Psychotherapy as Art

To me, psychotherapy is an art.

My privilege and opportunity to help heal a wounded person is a creative challenge. It’s so personally relevant as well as professionally fulfilling.

It’s art because of the need to create something out of chaos. 

I need to enter the world of another fellow human. I need to be an integrationist to get to the “whole person.” 

I need to reason logically. I need to organize knowledge. I need to formulate coherent explanations for psychological, emotional, and spiritual phenomena.

My greatest benefit of practicing the art is what I learn from each person I see. Each brings with him the colors of his life.  

And my work is to share the context of his life. I’m thus offered a glimpse into the most intimate world of humanity.


Psychotherapist J.T. Bugental once said that “clients teach lessons to their therapists.” He said that what he considers most important to know and understand about life he learned doing therapy.

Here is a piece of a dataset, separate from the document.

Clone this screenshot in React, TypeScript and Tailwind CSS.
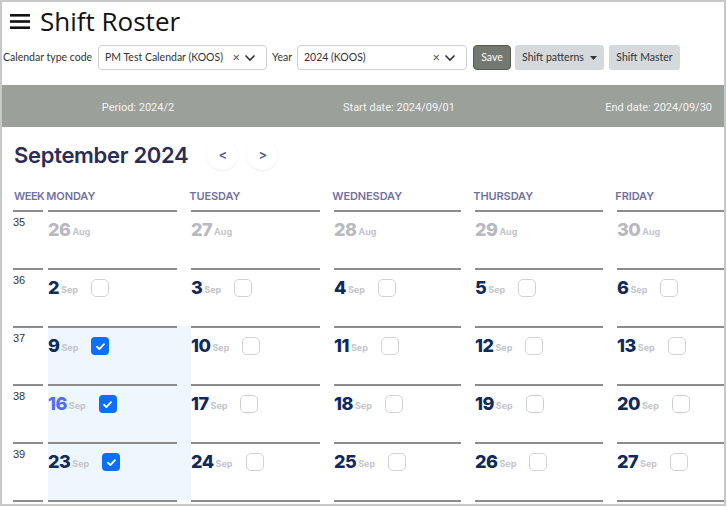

As I immerse my self in the colors of my client’s lives, I therefore spend much time learning as much as I can from them as they learn from me.

Look at some of these “colors” I discovered:  that suffering is part of life, that choice is healing, that perfectionism is a disease, that clients imprison themselves that limit their choices and possibilities, that relationships grow or die etc

I’m heavily influenced by my psychology and theology studies in my practice of psychotherapy. 

But, also inspired as well by Fyodor Dostoevsky, William Shakespeare, Rollo May, Carl Jung, Soren Kierkegaard, or Nietzsche, among others.

Without fiction or literature I read, beside my own deepest personal journeys, my practice of my art is going to be hollow and one-dimensional.

I am amazed and feel the gift the art is giving my own life as well as those of others I encounter.